Friday, August 15, 2008

I said a "naughty" word...

Today I said something (totally out of frustration) I definitely should not have said, and Ammon followed with a very adult like reaction. It went something like this...
Me- Ammon, please stop whining. (this happened like 20 times)
Ammon- No Mom!
Me- Ammon... shut up!
Ammon- Mom that is a very naughty and rude word. We don't say that word! We say go in the corner, or 1-2-3 go in the corner, be quiet, or please stop. But, NEVER SHUT UP! He is such a good boy and I feel like a horrible mom. I swear he was sent to teach me, not for me to teach him. I love you bud and I'M SORRY!

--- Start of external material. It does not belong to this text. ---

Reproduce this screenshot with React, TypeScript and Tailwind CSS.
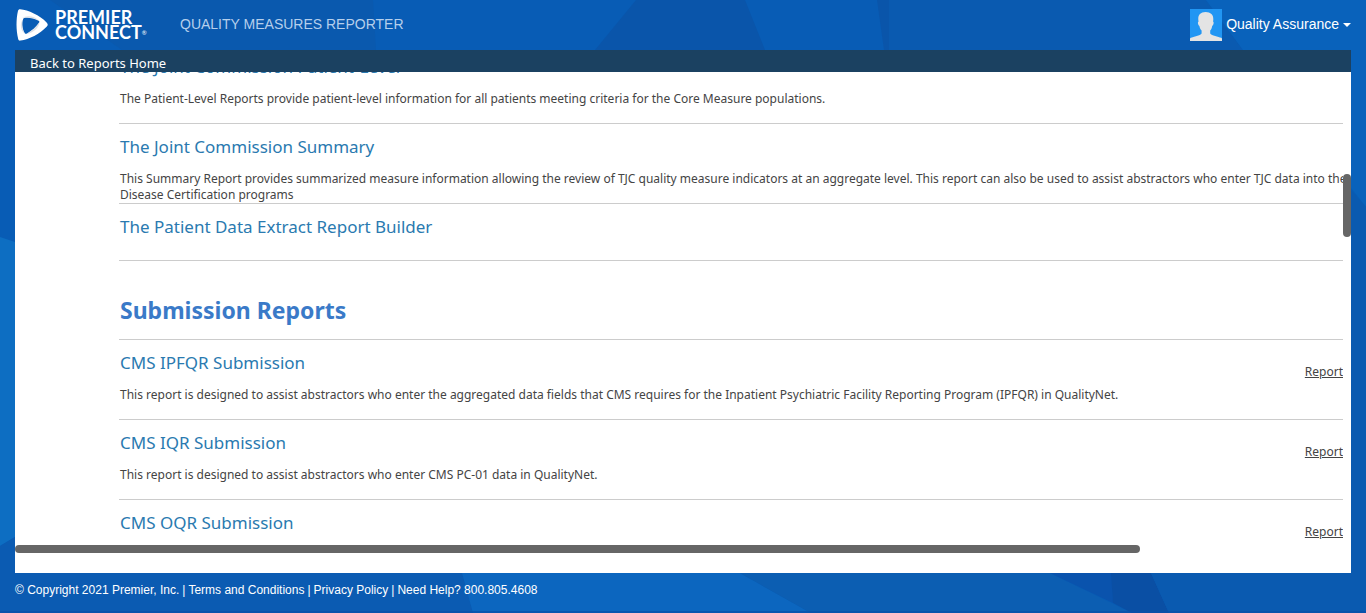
type Report = {
  title: string;
  description: string[];
  link?: boolean;
  short?: boolean;
};

const summaryReports: Report[] = [
  {
    title: "The Joint Commission Patient-Level",
    description: [
      "The Patient-Level Reports provide patient-level information for all patients meeting criteria for the Core Measure populations.",
    ],
  },
  {
    title: "The Joint Commission Summary",
    description: [
      "This Summary Report provides summarized measure information allowing the review of TJC quality measure indicators at an aggregate level. This report can also be used to assist abstractors who enter TJC data into the",
      "Disease Certification programs",
    ],
  },
  { title: "The Patient Data Extract Report Builder", description: [], short: true },
];

const submissionReports: Report[] = [
  {
    title: "CMS IPFQR Submission",
    description: [
      "This report is designed to assist abstractors who enter the aggregated data fields that CMS requires for the Inpatient Psychiatric Facility Reporting Program (IPFQR) in QualityNet.",
    ],
    link: true,
  },
  {
    title: "CMS IQR Submission",
    description: [
      "This report is designed to assist abstractors who enter CMS PC-01 data in QualityNet.",
    ],
    link: true,
  },
  { title: "CMS OQR Submission", description: [], link: true },
];

function Backdrop() {
  return (
    <svg
      aria-hidden="true"
      className="absolute inset-0 -z-10 h-full w-full"
      viewBox="0 0 1366 613"
      preserveAspectRatio="none"
    >
      <rect width="1366" height="613" fill="#085cb5" />
      <path d="M50 0H373L376 50H122Z" fill="#0a59ae" />
      <path d="M636 0H745L765 50H595Z" fill="#0a55aa" />
      <path d="M877 0H889V50H884Z" fill="#0a55aa" />
      <path d="M889 0H1206L1243 50H889Z" fill="#0a5ab0" />
      <path d="M1206 0H1366V207L1243 50Z" fill="#0962bb" />
      <path d="M1340 178L1366 207V613H1340Z" fill="#0a5ab0" />
      <path d="M0 237L15 242V537L0 546Z" fill="#0d6ec2" />
      <path d="M15 537V573H462L473 613H0V546Z" fill="#0b5bb2" />
      <path d="M462 573H740L811 613H473Z" fill="#0c66bf" />
      <path d="M740 573H1050L1132 613H811Z" fill="#0c5eb2" />
      <path d="M1050 573H1112L1113 603Z" fill="#0a53ad" />
      <path d="M1111 573H1151L1169 613H1132L1113 603Z" fill="#0a4fa4" />
      <path d="M1151 573H1366V613H1169Z" fill="#0a5ab0" />
      <rect y="611" width="1366" height="2" fill="#0850a8" opacity="0.7" />
    </svg>
  );
}

function Logo() {
  return (
    <a href="#" aria-label="Premier Connect" className="flex items-center gap-[6px] text-white">
      <svg aria-hidden="true" width="33" height="32" viewBox="0 0 33 32">
        <path
          fill="#fff"
          fillRule="evenodd"
          d="M4.2 0.2C12 1 24 6 30.6 13.4C32.2 15 32.1 16.4 30.6 17.8C24 25 13 30.4 4.5 31.6C3.2 31.8 2.5 31.3 2.2 30C0 21 0 10 2 1.8C2.3 0.6 3 0.1 4.2 0.2ZM7.2 10C5.6 13.5 6.2 20 8.8 24.2C9.2 24.9 9.8 25 10.6 24.7C15.9 21.9 20 18.2 23.1 13.6C23.5 12.8 23.4 12.1 22.6 11.7C18.2 9.2 12.3 8.3 8.3 9C7.7 9.1 7.4 9.5 7.2 10Z"
        />
        <path fill="#c4ccd6" d="M5.4 9.4C8 8 16.4 7.8 23 11.6C18 7 11 5.8 5.4 9.4Z" opacity="0.6" />
        <path fill="#c4ccd6" d="M23.4 12.8C22.6 15.4 17.4 21.4 10.4 24.9C17 24.4 23.6 18.6 23.4 12.8Z" opacity="0.6" />
        <path fill="#c4ccd6" d="M8.8 24.4C6.2 21 5.4 14 7 10.2C3.6 14 4.4 21.8 8.8 24.4Z" opacity="0.6" />
      </svg>
      <span className="flex w-[110px] flex-col font-['Lato',sans-serif] text-[18px] leading-[15px] font-bold">
        <span>PREMIER</span>
        <span className="flex">
          <span>CONNECT</span>
          <span className="text-[6px] font-normal">®</span>
        </span>
      </span>
    </a>
  );
}

function Avatar() {
  return (
    <svg aria-hidden="true" width="32" height="32" viewBox="0 0 32 32">
      <rect width="32" height="32" fill="#2196f3" />
      <path
        fill="#e4e4e4"
        d="M15.6 3C10.6 3 8 5.8 8.3 10.4C8.3 11.2 8.4 11.8 8.6 12.6C7.4 12.8 8 16.4 9.4 17C9.8 19.2 10.6 20.6 11.6 21.6V24.4C10.4 26.8 3.4 27.4 0.8 28.8L0 29.4V32H32V29.4L31.2 28.8C28.6 27.4 21.4 26.8 20.2 24.4V21.6C21.2 20.6 21.8 19.2 22.2 17C23.6 16.4 24.2 12.8 23 12.6C23.2 11.8 23.3 11.2 23.3 10.4C23.6 5.8 20.6 3 15.6 3Z"
      />
    </svg>
  );
}

function ReportRow({ report }: { report: Report }) {
  return (
    <li
      className={`flex shrink-0 items-start justify-between border-b border-[#ccc] ${
        report.short ? "h-[57px]" : "h-20"
      }`}
    >
      <div className="w-0 flex-1 pt-3 pl-px whitespace-nowrap">
        <h3 className="text-[17px] leading-[21px]">
          <a href="#" className="text-[#2a7ab0]">
            {report.title}
          </a>
        </h3>
        <p className="pt-[14px] text-[12px] leading-4">
          {report.description.map((line) => (
            <span key={line} className="block">
              {line}
            </span>
          ))}
        </p>
      </div>
      {report.link && (
        <a href="#" className="shrink-0 pt-6 text-[12px] leading-4 underline">
          Report
        </a>
      )}
    </li>
  );
}

export default function App() {
  return (
    <div className="relative isolate flex h-screen flex-col overflow-hidden font-['Noto_Sans',sans-serif] text-[#444]">
      <Backdrop />
      <header className="flex h-[50px] shrink-0 items-center justify-between pr-[15px] pl-4 font-['Liberation_Sans',sans-serif] text-[14px]">
        <div className="flex items-center gap-[15px]">
          <Logo />
          <span className="pb-px text-[#b5cfec]">QUALITY MEASURES REPORTER</span>
        </div>
        <button type="button" className="flex items-center gap-1 text-white">
          <Avatar />
          <span className="pb-px">Quality Assurance</span>
          <svg aria-hidden="true" width="8" height="4" viewBox="0 0 8 4">
            <path d="M0 0H8L4 4Z" fill="#fff" />
          </svg>
        </button>
      </header>

      <main className="mx-[15px] flex min-h-0 flex-1 flex-col bg-white pb-5">
        <nav className="flex h-[22px] shrink-0 items-center bg-[#1b4161] px-[15px] pt-1 text-[13px] leading-[18px] text-white">
          <a href="#">Back to Reports Home</a>
        </nav>
        <div className="flex min-h-0 flex-1">
          <div className="min-w-0 flex-1 overflow-hidden pl-[104px]">
            <div className="-mt-7 flex flex-col">
              <ul className="flex flex-col">
                {summaryReports.map((report) => (
                  <ReportRow key={report.title} report={report} />
                ))}
              </ul>
              <h2 className="flex h-[79px] items-center border-b border-[#ccc] pt-5 pl-px text-[23px] font-bold text-[#3a7ac8]">
                Submission Reports
              </h2>
              <ul className="flex flex-col">
                {submissionReports.map((report) => (
                  <ReportRow key={report.title} report={report} />
                ))}
              </ul>
            </div>
          </div>
          <div className="w-2 shrink-0 pt-[102px]">
            <div className="h-[63px] rounded-full bg-[#666]" />
          </div>
        </div>
        <div className="h-2 shrink-0">
          <div className="h-full w-[84.2%] rounded-full bg-[#666]" />
        </div>
      </main>

      <footer className="flex h-10 shrink-0 items-center gap-[3px] px-[15px] pb-[6px] font-['Liberation_Sans',sans-serif] text-[12px] text-white">
        <span>© Copyright 2021 Premier, Inc.</span>
        <span>|</span>
        <a href="#">Terms and Conditions</a>
        <span>|</span>
        <a href="#">Privacy Policy</a>
        <span>|</span>
        <span>Need Help? 800.805.4608</span>
      </footer>
    </div>
  );
}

Happy Birthday (tomorrow) Grandma!!!


I'm sure she'll be embarrassed that I put this on the blog but we just wanted to wish her a Happy Birthday! We love you!

Monday, August 4, 2008

Finally, Our Anniversary...

Saturday was our 5 year Anniversary! I have been thinking alot about how important it is to get married in the Temple (for obvious reasons), and I am so thankful that I married my best friend for Time and All Eternity in the St. George Temple. When it comes down to it, this is all we have and I love my family so much. Happy Anniversary babe, I LOVE YOU! (I will add a picture of us later, I have to find them, then scan then in).

The Wedding...

At the reception there was man there who was drawing anyone who wanted it done. I think it turned out so cute, although Mikes looks so young.
This was Ammons FAVORITE thing... actually I think it was all the kids favorite. The "Candy BAR". The M&M's said "Kason and Wendy, 08-01-08", and all candy Turquoise and Black. It was so cute they had little to-go boxes that you could put all the candy you wanted in.

Kason and Wendy rode off in this cute little car... my boys LOVED playing in it and we got tons of cute pics.


Friday morning my brother Kason married Wendy in the St. George Temple. It was beautiful. We had a fun day. The recepiton was PERFECT. Really it was the most perfect recepiton I have ever been to. Now K&W are on the same cruise that Mike and I did for our Honeymoon. We were on this cruise the exact same days 5 years ago. Can I just say.... I'm jealous.... I want to go too!!!

The Funeral...

Early Thursday Morning we headed to Pahrump NV. for Debs Funeral. It was a beautiful service for her. She was soooooooooo involved in Teaching at Manse Elementary and her Church callings. There were so many people there, I think everyone who lived in Pahrump came. She had touched so many people and really has left a Legacy of Love and Service. Pahrump is a very different little town, if you have been there you know what I mean, but one little girl that Deb taught said "She was the only one who believed in them" meaning the kids she taught. This Chapel was filled all the way to the back and I think about 1/2 of the people were not LDS. So this was a great opportunity for them to hear what we believe, That families are forever. I really felt so blessed to have known her, She was an amazing lady and I know she was needed on the other side. We jokingly said Mikes Dad needed her to scratch his back, but I know she has way more to do then that. She couldn't EVER sit still, I imagine her cleaning Heaven over and over. Here are a few pictures from that day.I have to explain this picture of the shoe. Deb taught P.E. at Manse Elementary and to help motivate these kids who really didn't have anyone or thing to motivate them, she made these shoes that had 1st, 2nd and 3rd place on them. The classes she taught would compete for them, by being on time or wearing the right clothes, etc. I guess they were a very coveted item at the school and everyone knew about them and all the classes wanted them. So they took these shoes and made center pieces out of them for the funeral. It was really neat to see all the time she put into making these. They were "bedazled" with lots of embelishments. She really always went over and beyond in everything that she did.
"When someone you love becomes a MEMORY, the memory becomes a TREASURE". Some ladies in her ward made this for the funeral. I love it!